Tonight the editors of three Manchester United fanzines will pick through the wreckage of the club’s decline this season in front of a live audience in the Sugar Club.

Conway, a Dubliner with a mad passion for football, knows how to run a show. Con Artist is effectively a one-man operation though he ropes in friends and family to help out with chauffeuring and microphone-shuttling on the nights themselves.

He’s been doing this since the early 2000s but it was music, rather than football, that took up most of his time back then. He ran a club night, Electric City, with friend and fellow DJ Giles Armstrong; more recently he put on Forza Italo, another club night which celebrates classic Italian culture: Italo tunes from the late 70s and early 80s, Giallo and Italian horror films and of course, vintage football matches.

“The events, they’ve always been a passion,” he explains. “I’ve never done them to make money but at the same time I haven’t had money to lose on them either.

“That’s sort of the tagline for Con Artist: ‘Events, my dear boy, events.’ It was the thing that Harold Macmillan most feared that it would topple his government.

Perversely, it’s about going after the thing that you fear because you don’t know when you put something up there if there’s going to be interest in it.Sometimes you think you might be better off going in to Paddy Power and throwing your money on a dog or on a horse. I suppose this is a more long-winded way of doing that and it’s more enjoyable for me.

The Blizzard idea came to him in a flash of inspiration mixed in with a dash of courage.

“I didn’t do any market research and I didn’t ask the guys how many subscribers they had in Ireland. I thought, I like the book, a couple of my mates like the book as well, so just do it.

“It might have been the last football gig I ever did if nobody else had shown up.”

But the feedback that he got from both sides of the microphone, the journalists and the audience, as well as the bums on seats were enough proof that there is a market for these type of events.

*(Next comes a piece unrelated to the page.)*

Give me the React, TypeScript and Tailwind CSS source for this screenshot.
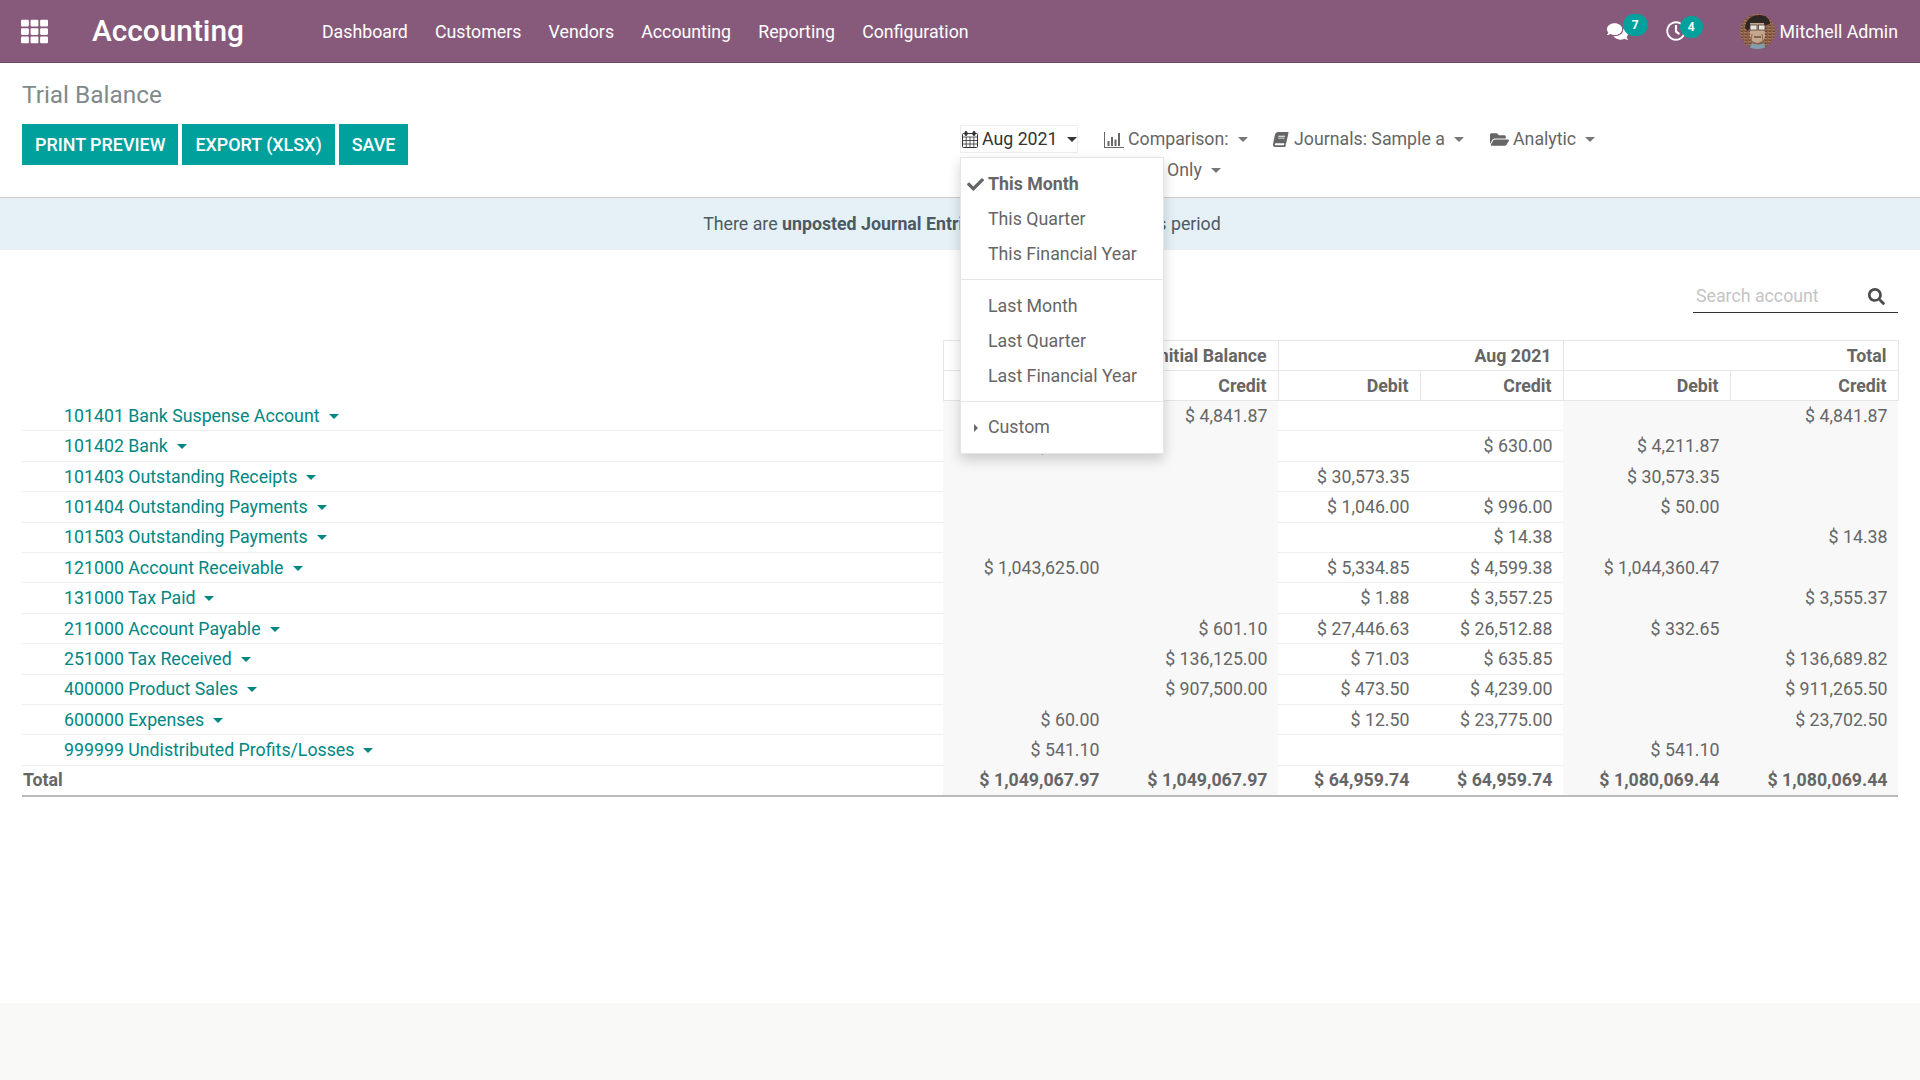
import { FaBook, FaCheck, FaComments, FaFilter, FaFolderOpen, FaRegClock, FaSearch, FaTh } from "react-icons/fa";

type Row = { account: string; values: string[] };

const rows: Row[] = [
  { account: "101401 Bank Suspense Account", values: ["", "$ 4,841.87", "", "", "", "$ 4,841.87"] },
  { account: "101402 Bank", values: ["$ 4,841.87", "", "", "$ 630.00", "$ 4,211.87", ""] },
  { account: "101403 Outstanding Receipts", values: ["", "", "$ 30,573.35", "", "$ 30,573.35", ""] },
  { account: "101404 Outstanding Payments", values: ["", "", "$ 1,046.00", "$ 996.00", "$ 50.00", ""] },
  { account: "101503 Outstanding Payments", values: ["", "", "", "$ 14.38", "", "$ 14.38"] },
  { account: "121000 Account Receivable", values: ["$ 1,043,625.00", "", "$ 5,334.85", "$ 4,599.38", "$ 1,044,360.47", ""] },
  { account: "131000 Tax Paid", values: ["", "", "$ 1.88", "$ 3,557.25", "", "$ 3,555.37"] },
  { account: "211000 Account Payable", values: ["", "$ 601.10", "$ 27,446.63", "$ 26,512.88", "$ 332.65", ""] },
  { account: "251000 Tax Received", values: ["", "$ 136,125.00", "$ 71.03", "$ 635.85", "", "$ 136,689.82"] },
  { account: "400000 Product Sales", values: ["", "$ 907,500.00", "$ 473.50", "$ 4,239.00", "", "$ 911,265.50"] },
  { account: "600000 Expenses", values: ["$ 60.00", "", "$ 12.50", "$ 23,775.00", "", "$ 23,702.50"] },
  { account: "999999 Undistributed Profits/Losses", values: ["$ 541.10", "", "", "", "$ 541.10", ""] },
];

const totals = ["$ 1,049,067.97", "$ 1,049,067.97", "$ 64,959.74", "$ 64,959.74", "$ 1,080,069.44", "$ 1,080,069.44"];
const navItems = ["Dashboard", "Customers", "Vendors", "Accounting", "Reporting", "Configuration"];

function Caret({ className = "" }: { className?: string }) {
  return <span className={`inline-block h-0 w-0 border-x-[5px] border-t-[5px] border-x-transparent border-t-current ${className}`} />;
}

function Badge({ value, className }: { value: string; className: string }) {
  return (
    <span className={`absolute flex h-[22px] items-center justify-center rounded-full bg-[#00a09d] text-[12px] font-bold text-white ${className}`}>
      {value}
    </span>
  );
}

function Avatar() {
  return (
    <svg viewBox="0 0 35 35" className="h-[35px] w-[35px]">
      <defs>
        <clipPath id="avatar-clip">
          <circle cx="17.5" cy="17.5" r="17.5" />
        </clipPath>
        <pattern id="avatar-brick" width="4" height="3" patternUnits="userSpaceOnUse">
          <rect width="4" height="3" fill="#8a5f48" />
          <rect width="3" height="1" fill="#a8775a" />
          <rect x="1" y="2" width="2" height="1" fill="#6c4a38" />
        </pattern>
      </defs>
      <g clipPath="url(#avatar-clip)">
        <rect width="35" height="35" fill="url(#avatar-brick)" />
        <path d="M5 14C6 4 13 1 19 1c7 0 11 4 11 9l-4 1-14-1-4 7z" fill="#2e2622" />
        <path d="M10 9h14l1 12c0 5-3 8-7.500 8S10 26 10 21z" fill="#c4a58e" />
        <rect x="10" y="11" width="7" height="5" fill="#e9e4dc" stroke="#3a312c" strokeWidth=".7" />
        <rect x="18.500" y="11" width="6.500" height="5" fill="#e9e4dc" stroke="#3a312c" strokeWidth=".7" />
        <path d="M14 23h7" stroke="#6f4f40" strokeWidth="1.500" />
        <path d="M12 20l-1 7 6 3 6-3-1-7" fill="none" stroke="#8e6a55" strokeWidth="1" />
        <path d="M9 35l3-6 6 2 6-2 2 6z" fill="#7f9fae" />
      </g>
    </svg>
  );
}

function BarChartIcon() {
  return (
    <svg viewBox="0 0 20 16" className="h-[16px] w-[20px] fill-current">
      <path d="M0 0h1v15h19v1H0z" />
      <rect x="3.500" y="9" width="2" height="5" />
      <rect x="7" y="5" width="2" height="9" />
      <rect x="10.500" y="7.500" width="2" height="6.500" />
      <rect x="14" y="1" width="2" height="13" />
    </svg>
  );
}

function CalendarIcon() {
  return (
    <svg viewBox="0 0 16 17" className="h-[17px] w-[16px] fill-none stroke-[#333]">
      <rect x=".5" y="2.500" width="15" height="14" rx="1" />
      <path d="M.5 6h15M.5 9.500h15M.5 13h15M4.200 6v10.500M8 6v10.500M11.800 6v10.500" strokeWidth=".8" />
      <rect x="3" y=".5" width="2" height="4" rx=".8" fill="#333" />
      <rect x="11" y=".5" width="2" height="4" rx=".8" fill="#333" />
    </svg>
  );
}

function Filter({ icon, label, className }: { icon: React.ReactNode; label: string; className: string }) {
  return (
    <button className={`flex h-[28px] items-center whitespace-nowrap pt-px text-[#666] ${className}`}>
      {icon}
      {label}
      <Caret className="ml-[9px] text-[#777]" />
    </button>
  );
}

function MenuItem({ label, active, children }: { label: string; active?: boolean; children?: React.ReactNode }) {
  return (
    <div className={`relative flex h-[35px] items-center pl-[27px] text-[#666] ${active ? "font-bold" : ""}`}>
      {children}
      {label}
    </div>
  );
}

function DateMenu() {
  return (
    <div className="absolute left-0 top-[32px] z-10 w-[204px] border border-[#e3e6e8] bg-white pb-[8px] pt-[9px] shadow-[0_6px_12px_rgba(0,0,0,0.18)]">
      <MenuItem label="This Month" active>
        <FaCheck className="absolute left-[6px] text-[17px] text-[#666]" />
      </MenuItem>
      <MenuItem label="This Quarter" />
      <MenuItem label="This Financial Year" />
      <div className="mb-[9px] mt-[7px] border-t border-[#e6e6e6]" />
      <MenuItem label="Last Month" />
      <MenuItem label="Last Quarter" />
      <MenuItem label="Last Financial Year" />
      <div className="mb-[8px] mt-[7px] border-t border-[#e6e6e6]" />
      <MenuItem label="Custom">
        <span className="absolute left-[13px] h-0 w-0 border-y-[4px] border-l-[4px] border-y-transparent border-l-[#666]" />
      </MenuItem>
    </div>
  );
}

export default function App() {
  const isShaded = (index: number) => index === 0 || index === 1 || index === 4 || index === 5;

  return (
    <div className="flex h-[1080px] flex-col overflow-hidden bg-white font-['Roboto',sans-serif] text-[17.75px] text-[#666]">
      <header className="flex h-[63px] shrink-0 items-center border-b border-[#6f4a65] bg-[#875a7b] text-white">
        <FaTh className="ml-[21px] text-[27px]" />
        <span className="ml-[44px] pt-px text-[29.8px] font-medium">Accounting</span>
        <nav className="ml-[78px] flex gap-[27.200px] pt-[3px]">
          {navItems.map((item) => (
            <a key={item}>{item}</a>
          ))}
        </nav>
        <div className="ml-auto flex items-center pr-[22px]">
          <span className="relative ml-px flex">
            <FaComments className="text-[21px]" />
            <Badge value="7" className="-top-[7px] left-[16px] w-[25px]" />
          </span>
          <span className="relative ml-[38px] flex">
            <FaRegClock className="text-[20px]" />
            <Badge value="4" className="-top-[5px] left-[14px] w-[23px]" />
          </span>
          <span className="ml-[54px] mr-[5px] flex">
            <Avatar />
          </span>
          <span className="pt-[2px]">Mitchell Admin</span>
        </div>
      </header>

      <main className="flex-1">
        <section className="flex h-[135px] border-b border-[#ccc] px-[22px]">
          <div className="w-[938px] shrink-0">
            <h1 className="mt-[16px] text-[24.400px] leading-[32px] text-[#7f8a8a]">Trial Balance</h1>
            <div className="mt-[13px] flex gap-[4px] text-[17.9px]">
              <button className="h-[41px] bg-[#00a09d] px-[13px] pt-px font-medium text-white">PRINT PREVIEW</button>
              <button className="h-[41px] bg-[#00a09d] px-[13px] pt-px font-medium text-white">EXPORT (XLSX)</button>
              <button className="h-[41px] bg-[#00a09d] px-[13px] pt-px font-medium text-white">SAVE</button>
            </div>
          </div>
          <div className="mt-[62px] w-[700px]">
            <div className="flex h-[28px] gap-[24px]">
              <div className="relative">
                <button className="flex h-[28px] w-[118px] items-center border border-[#eee] pt-px text-[#333]">
                  <span className="ml-px mr-[4px] flex">
                    <CalendarIcon />
                  </span>
                  Aug 2021
                  <Caret className="ml-[9px]" />
                </button>
                <DateMenu />
              </div>
              <Filter icon={<span className="ml-[2px] mr-[4px] flex"><BarChartIcon /></span>} label="Comparison:" className="w-[145px]" />
              <Filter icon={<FaBook className="ml-[2px] mr-[6px] -skew-x-12 text-[15px]" />} label="Journals: Sample a" className="w-[195px]" />
              <Filter icon={<FaFolderOpen className="mr-[4px] text-[19px]" />} label="Analytic" className="w-[107px]" />
            </div>
            <div className="mt-[3px] flex">
              <Filter icon={<FaFilter className="mr-[4px] text-[14px]" />} label="Options: Posted Entries Only" className="w-[270px]" />
            </div>
          </div>
        </section>

        <div className="flex h-[52px] items-center justify-center bg-[#e5f1f6] pl-[4px] text-[#4c5a63]">
          <span>
            There are <b className="font-bold">unposted Journal Entries</b> prior or included in this period
          </span>
        </div>

        <section className="px-[22px]">
          <div className="flex justify-end pt-[30px]">
            <div className="flex h-[33px] w-[205px] items-center justify-between border-b border-[#333] pt-px">
              <span className="pl-[3px] text-[#c4c4c4]">Search account</span>
              <FaSearch className="mr-[13px] text-[17px] text-[#4c4c4c]" />
            </div>
          </div>

          <table className="mt-[27px] w-[1876px] table-fixed border-collapse">
            <colgroup>
              <col className="w-[921px]" />
              <col className="w-[167px]" />
              <col className="w-[168px]" />
              <col className="w-[142px]" />
              <col className="w-[143px]" />
              <col className="w-[167px]" />
              <col className="w-[168px]" />
            </colgroup>
            <thead className="font-bold">
              <tr className="h-[30px]">
                <th />
                <th colSpan={2} className="border border-[#e6e6e6] pr-[11px] pt-px text-right font-bold">Initial Balance</th>
                <th colSpan={2} className="border border-[#e6e6e6] pr-[11px] pt-px text-right font-bold">Aug 2021</th>
                <th colSpan={2} className="border border-[#e6e6e6] pr-[11px] pt-px text-right font-bold">Total</th>
              </tr>
              <tr className="h-[30px]">
                <th />
                {["Debit", "Credit", "Debit", "Credit", "Debit", "Credit"].map((label, index) => (
                  <th key={`${label}-${index}`} className="border border-[#e6e6e6] pr-[11px] pt-px text-right font-bold">
                    {label}
                  </th>
                ))}
              </tr>
            </thead>
            <tbody>
              {rows.map((row) => (
                <tr key={row.account} className="h-[30.400px]">
                  <td className="border-b border-[#eee] pl-[42px] pt-px text-[#008784]">
                    {row.account}
                    <Caret className="ml-[9px] -translate-y-[3px]" />
                  </td>
                  {row.values.map((value, index) => (
                    <td key={index} className={`pr-[10.500px] pt-px text-right ${isShaded(index) ? "bg-[#f8f8f8]" : "border-b border-[#eee]"}`}>
                      {value}
                    </td>
                  ))}
                </tr>
              ))}
              <tr className="h-[30.400px] border-b-2 border-[#bbb] font-bold">
                <td className="pl-px">Total</td>
                {totals.map((value, index) => (
                  <td key={index} className={`pr-[10.500px] text-right ${isShaded(index) ? "bg-[#f8f8f8]" : ""}`}>
                    {value}
                  </td>
                ))}
              </tr>
            </tbody>
          </table>
        </section>
      </main>

      <footer className="h-[77px] shrink-0 bg-[#f9f9f7]" />
    </div>
  );
}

Football talks are nothing new. Ex-pros have long been paying bills by doing the rounds on the after-dinner and promotional circuit but these events, and the type of people they attract, aren’t quite in that mould.

For one thing the level of attention to detail here is impressive, whether that’s in organising pre-talk entertainment (a slideshow of obscure number 10s for the audience to guess at) or a post-show match screening (Liverpool’s famous 5-0 win over Nottingham Forest in 1988, most recently).

Even the posters, crafted for Conway by designer Manus Sweeney, hint at something a little bit different.

“Con Artist is not a major promotional player. I’m never going to be taking ads in the Herald or in Ireland international programmes, I don’t have the wherewithal or the finance to do that.

These are not those type of events. This isn’t Didi Hamann in the Olympia for seventy quid or whatever it might be. It’s a bit more bespoke and needs a bit more of the personal touch.

“I think the posters really give a sense of what it’s about, that it’s going to go a little bit deeper than the commentary and be a little bit more insightful than some talks.”

Does Con Artist’s success so far suggest that this insightful, and dare we say nerdy, type of football fan is becoming more common in Ireland?

It’s always been there, Conway explains, pointing to magazines like When Saturday Comes.

But now it’s starting to dip its toe more and more into the mainstream.

It is a growing subculture. People are a bit more interested in discussing tactics with people, the font on the back of the Barcelona shirt, you see this stuff cropping up in conversation.

“Maybe it’s young lads, a bit nerdy, who would have taken that same approach in the 70s and 80s with music.

“But now it’s a recognition of that culture that goes with football: the fashion and the history, the interconnections, a global understanding of what was happening in South America, in the Dutch school, even what Roy Hodgson and Bob Houghton did in Sweden.

“Maybe people just want to be more knowledgeable than the next bore down the pub, I don’t know, but for me and a lot of football fans it is fascinating.”